DATA EXTRACT:
++++++++++++++++++++
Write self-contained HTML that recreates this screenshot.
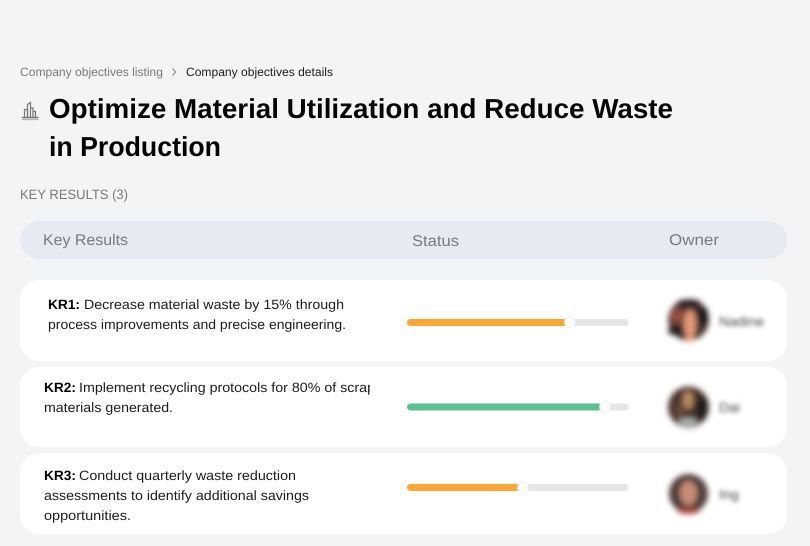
<!DOCTYPE html>
<html lang="en">
<head>
<meta charset="utf-8">
<title>Company objectives details</title>
<style>
html,body{margin:0;padding:0;width:810px;height:546px;overflow:hidden;background:#f3f4f6}
svg{display:block}
text{font-family:"Liberation Sans",sans-serif;text-rendering:geometricPrecision}
.b{font-size:12px}
.h{font-size:15.5px;fill:#777a7e}
.t{font-size:13.5px;fill:#1d1d1f}
.k{font-weight:700;fill:#000}
.n{font-size:13.5px;fill:#444;filter:url(#bl2)}
</style>
</head>
<body>
<svg width="810" height="546" viewBox="0 0 810 546" xmlns="http://www.w3.org/2000/svg">
<defs>
<filter id="bl2" x="-30%" y="-60%" width="160%" height="220%"><feGaussianBlur stdDeviation="2"/></filter>
<filter id="bl3" x="-30%" y="-30%" width="160%" height="160%"><feGaussianBlur stdDeviation="3"/></filter>
<clipPath id="c2"><rect x="40" y="375" width="330" height="45"/></clipPath>
</defs>
<rect width="810" height="546" fill="#f3f4f6"/>

<text class="b" x="20" y="76" fill="#77797d" textLength="143" lengthAdjust="spacingAndGlyphs">Company objectives listing</text>
<path d="M172.500 68.500l3.200 3.500-3.200 3.500" fill="none" stroke="#808080" stroke-width="1"/>
<text class="b" x="186" y="76" fill="#1c1c1e" textLength="147" lengthAdjust="spacingAndGlyphs">Company objectives details</text>

<g fill="none" stroke="#777" stroke-width="1.200">
<path d="M22 117.500h16.500" stroke-width="1.400"/>
<path d="M24.500 117v-7.500h3v7.500"/>
<path d="M27.500 117v-12.500l3-2v14.500"/>
<path d="M30.500 108h2.500v9"/>
<path d="M33 111.500h2.500v5.500"/>
<path d="M22 119.500h16.500" stroke="#b5b5b5"/>
</g>

<text x="49" y="118" font-size="27.500" font-weight="700" fill="#050505" textLength="624" lengthAdjust="spacingAndGlyphs">Optimize Material Utilization and Reduce Waste</text>
<text x="49" y="156" font-size="27.500" font-weight="700" fill="#050505" textLength="172" lengthAdjust="spacingAndGlyphs">in Production</text>

<text x="20" y="199" font-size="13.500" fill="#77797d" textLength="108" lengthAdjust="spacingAndGlyphs">KEY RESULTS (3)</text>

<rect x="20" y="221" width="767" height="38" rx="19" fill="#e6eaf2"/>
<text class="h" x="43" y="245" textLength="85" lengthAdjust="spacingAndGlyphs">Key Results</text>
<text class="h" x="412" y="246" textLength="47" lengthAdjust="spacingAndGlyphs">Status</text>
<text class="h" x="669" y="245" textLength="50" lengthAdjust="spacingAndGlyphs">Owner</text>

<rect x="20" y="280" width="767" height="81" rx="19" fill="#fff"/>
<rect x="20" y="367" width="767" height="80" rx="19" fill="#fff"/>
<rect x="20" y="453" width="767" height="81" rx="19" fill="#fff"/>

<text class="t k" x="48" y="309" textLength="32" lengthAdjust="spacingAndGlyphs">KR1:</text>
<text class="t" x="84" y="309" textLength="260" lengthAdjust="spacingAndGlyphs">Decrease material waste by 15% through</text>
<text class="t" x="48" y="329" textLength="298" lengthAdjust="spacingAndGlyphs">process improvements and precise engineering.</text>

<g clip-path="url(#c2)">
<text class="t k" x="44" y="392" textLength="32" lengthAdjust="spacingAndGlyphs">KR2:</text>
<text class="t" x="79" y="392" textLength="296" lengthAdjust="spacingAndGlyphs">Implement recycling protocols for 80% of scrap</text>
</g>
<text class="t" x="44" y="412" textLength="129" lengthAdjust="spacingAndGlyphs">materials generated.</text>

<text class="t k" x="44" y="480" textLength="32" lengthAdjust="spacingAndGlyphs">KR3:</text>
<text class="t" x="79" y="480" textLength="217" lengthAdjust="spacingAndGlyphs">Conduct quarterly waste reduction</text>
<text class="t" x="44" y="500" textLength="265" lengthAdjust="spacingAndGlyphs">assessments to identify additional savings</text>
<text class="t" x="44" y="520" textLength="87" lengthAdjust="spacingAndGlyphs">opportunities.</text>

<rect x="407" y="319" width="221.500" height="7" rx="3.500" fill="#e6e6e6"/>
<rect x="407" y="319" width="163" height="7" rx="3.500" fill="#ffa633"/>
<circle cx="570" cy="322.500" r="5.500" fill="#fff" stroke="#ececec" stroke-width="0.800"/>

<rect x="407" y="403.500" width="221.500" height="7" rx="3.500" fill="#e6e6e6"/>
<rect x="407" y="403.500" width="198" height="7" rx="3.500" fill="#57c48f"/>
<circle cx="605" cy="407" r="5.500" fill="#fff" stroke="#ececec" stroke-width="0.800"/>

<rect x="407" y="484" width="221.500" height="7" rx="3.500" fill="#e6e6e6"/>
<rect x="407" y="484" width="116" height="7" rx="3.500" fill="#ffa633"/>
<circle cx="523" cy="487.500" r="5.500" fill="#fff" stroke="#ececec" stroke-width="0.800"/>

<g filter="url(#bl3)">
<circle cx="688.500" cy="320" r="20.500" fill="#4a3430"/>
<ellipse cx="690" cy="324" rx="6" ry="14" fill="#e39a78"/>
<ellipse cx="677" cy="316" rx="7" ry="7" fill="#96503f"/>
<ellipse cx="675" cy="331" rx="7" ry="4" fill="#151315"/>
<ellipse cx="703" cy="316" rx="5" ry="10" fill="#1c1719"/>
<ellipse cx="689" cy="303" rx="12" ry="3.500" fill="#1f181a"/>
<ellipse cx="690" cy="339" rx="3.500" ry="3.500" fill="#f4a585"/>
</g>

<g filter="url(#bl3)">
<circle cx="688.500" cy="407" r="20.500" fill="#4b352d"/>
<ellipse cx="688" cy="400" rx="5" ry="9" fill="#b98a63"/>
<ellipse cx="680" cy="412" rx="4" ry="9" fill="#6b4a38"/>
<ellipse cx="702" cy="408" rx="6" ry="12" fill="#241a1a"/>
<ellipse cx="688" cy="422" rx="9" ry="4" fill="#a6b0ab"/>
</g>

<g filter="url(#bl3)">
<circle cx="688.500" cy="493.500" r="19.500" fill="#4f3d3a"/>
<ellipse cx="688.500" cy="493" rx="8.500" ry="12" fill="#c98b78"/>
<ellipse cx="688.500" cy="511" rx="11" ry="3" fill="#b04a3c"/>
</g>

<text class="n" x="719" y="326" textLength="45" lengthAdjust="spacingAndGlyphs">Nadine</text>
<text class="n" x="719" y="412" textLength="21" lengthAdjust="spacingAndGlyphs">Dai</text>
<text class="n" x="719" y="499" textLength="20" lengthAdjust="spacingAndGlyphs">Ing</text>
</svg>
</body>
</html>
++++++++++++++++++++
PROBLEM STATEMENT:
Quote the listing above in full, except for the pictures.

TASK RESPONSE:
Write self-contained HTML that recreates this screenshot.
<!DOCTYPE html>
<html lang="en">
<head>
<meta charset="utf-8">
<title>Company objectives details</title>
<style>
html,body{margin:0;padding:0;width:810px;height:546px;overflow:hidden;background:#f3f4f6}
svg{display:block}
text{font-family:"Liberation Sans",sans-serif;text-rendering:geometricPrecision}
.b{font-size:12px}
.h{font-size:15.5px;fill:#777a7e}
.t{font-size:13.5px;fill:#1d1d1f}
.k{font-weight:700;fill:#000}
.n{font-size:13.5px;fill:#444;filter:url(#bl2)}
</style>
</head>
<body>
<svg width="810" height="546" viewBox="0 0 810 546" xmlns="http://www.w3.org/2000/svg">
<defs>
<filter id="bl2" x="-30%" y="-60%" width="160%" height="220%"><feGaussianBlur stdDeviation="2"/></filter>
<filter id="bl3" x="-30%" y="-30%" width="160%" height="160%"><feGaussianBlur stdDeviation="3"/></filter>
<clipPath id="c2"><rect x="40" y="375" width="330" height="45"/></clipPath>
</defs>
<rect width="810" height="546" fill="#f3f4f6"/>

<text class="b" x="20" y="76" fill="#77797d" textLength="143" lengthAdjust="spacingAndGlyphs">Company objectives listing</text>
<path d="M172.500 68.500l3.200 3.500-3.200 3.500" fill="none" stroke="#808080" stroke-width="1"/>
<text class="b" x="186" y="76" fill="#1c1c1e" textLength="147" lengthAdjust="spacingAndGlyphs">Company objectives details</text>

<g fill="none" stroke="#777" stroke-width="1.200">
<path d="M22 117.500h16.500" stroke-width="1.400"/>
<path d="M24.500 117v-7.500h3v7.500"/>
<path d="M27.500 117v-12.500l3-2v14.500"/>
<path d="M30.500 108h2.500v9"/>
<path d="M33 111.500h2.500v5.500"/>
<path d="M22 119.500h16.500" stroke="#b5b5b5"/>
</g>

<text x="49" y="118" font-size="27.500" font-weight="700" fill="#050505" textLength="624" lengthAdjust="spacingAndGlyphs">Optimize Material Utilization and Reduce Waste</text>
<text x="49" y="156" font-size="27.500" font-weight="700" fill="#050505" textLength="172" lengthAdjust="spacingAndGlyphs">in Production</text>

<text x="20" y="199" font-size="13.500" fill="#77797d" textLength="108" lengthAdjust="spacingAndGlyphs">KEY RESULTS (3)</text>

<rect x="20" y="221" width="767" height="38" rx="19" fill="#e6eaf2"/>
<text class="h" x="43" y="245" textLength="85" lengthAdjust="spacingAndGlyphs">Key Results</text>
<text class="h" x="412" y="246" textLength="47" lengthAdjust="spacingAndGlyphs">Status</text>
<text class="h" x="669" y="245" textLength="50" lengthAdjust="spacingAndGlyphs">Owner</text>

<rect x="20" y="280" width="767" height="81" rx="19" fill="#fff"/>
<rect x="20" y="367" width="767" height="80" rx="19" fill="#fff"/>
<rect x="20" y="453" width="767" height="81" rx="19" fill="#fff"/>

<text class="t k" x="48" y="309" textLength="32" lengthAdjust="spacingAndGlyphs">KR1:</text>
<text class="t" x="84" y="309" textLength="260" lengthAdjust="spacingAndGlyphs">Decrease material waste by 15% through</text>
<text class="t" x="48" y="329" textLength="298" lengthAdjust="spacingAndGlyphs">process improvements and precise engineering.</text>

<g clip-path="url(#c2)">
<text class="t k" x="44" y="392" textLength="32" lengthAdjust="spacingAndGlyphs">KR2:</text>
<text class="t" x="79" y="392" textLength="296" lengthAdjust="spacingAndGlyphs">Implement recycling protocols for 80% of scrap</text>
</g>
<text class="t" x="44" y="412" textLength="129" lengthAdjust="spacingAndGlyphs">materials generated.</text>

<text class="t k" x="44" y="480" textLength="32" lengthAdjust="spacingAndGlyphs">KR3:</text>
<text class="t" x="79" y="480" textLength="217" lengthAdjust="spacingAndGlyphs">Conduct quarterly waste reduction</text>
<text class="t" x="44" y="500" textLength="265" lengthAdjust="spacingAndGlyphs">assessments to identify additional savings</text>
<text class="t" x="44" y="520" textLength="87" lengthAdjust="spacingAndGlyphs">opportunities.</text>

<rect x="407" y="319" width="221.500" height="7" rx="3.500" fill="#e6e6e6"/>
<rect x="407" y="319" width="163" height="7" rx="3.500" fill="#ffa633"/>
<circle cx="570" cy="322.500" r="5.500" fill="#fff" stroke="#ececec" stroke-width="0.800"/>

<rect x="407" y="403.500" width="221.500" height="7" rx="3.500" fill="#e6e6e6"/>
<rect x="407" y="403.500" width="198" height="7" rx="3.500" fill="#57c48f"/>
<circle cx="605" cy="407" r="5.500" fill="#fff" stroke="#ececec" stroke-width="0.800"/>

<rect x="407" y="484" width="221.500" height="7" rx="3.500" fill="#e6e6e6"/>
<rect x="407" y="484" width="116" height="7" rx="3.500" fill="#ffa633"/>
<circle cx="523" cy="487.500" r="5.500" fill="#fff" stroke="#ececec" stroke-width="0.800"/>

<g filter="url(#bl3)">
<circle cx="688.500" cy="320" r="20.500" fill="#4a3430"/>
<ellipse cx="690" cy="324" rx="6" ry="14" fill="#e39a78"/>
<ellipse cx="677" cy="316" rx="7" ry="7" fill="#96503f"/>
<ellipse cx="675" cy="331" rx="7" ry="4" fill="#151315"/>
<ellipse cx="703" cy="316" rx="5" ry="10" fill="#1c1719"/>
<ellipse cx="689" cy="303" rx="12" ry="3.500" fill="#1f181a"/>
<ellipse cx="690" cy="339" rx="3.500" ry="3.500" fill="#f4a585"/>
</g>

<g filter="url(#bl3)">
<circle cx="688.500" cy="407" r="20.500" fill="#4b352d"/>
<ellipse cx="688" cy="400" rx="5" ry="9" fill="#b98a63"/>
<ellipse cx="680" cy="412" rx="4" ry="9" fill="#6b4a38"/>
<ellipse cx="702" cy="408" rx="6" ry="12" fill="#241a1a"/>
<ellipse cx="688" cy="422" rx="9" ry="4" fill="#a6b0ab"/>
</g>

<g filter="url(#bl3)">
<circle cx="688.500" cy="493.500" r="19.500" fill="#4f3d3a"/>
<ellipse cx="688.500" cy="493" rx="8.500" ry="12" fill="#c98b78"/>
<ellipse cx="688.500" cy="511" rx="11" ry="3" fill="#b04a3c"/>
</g>

<text class="n" x="719" y="326" textLength="45" lengthAdjust="spacingAndGlyphs">Nadine</text>
<text class="n" x="719" y="412" textLength="21" lengthAdjust="spacingAndGlyphs">Dai</text>
<text class="n" x="719" y="499" textLength="20" lengthAdjust="spacingAndGlyphs">Ing</text>
</svg>
</body>
</html>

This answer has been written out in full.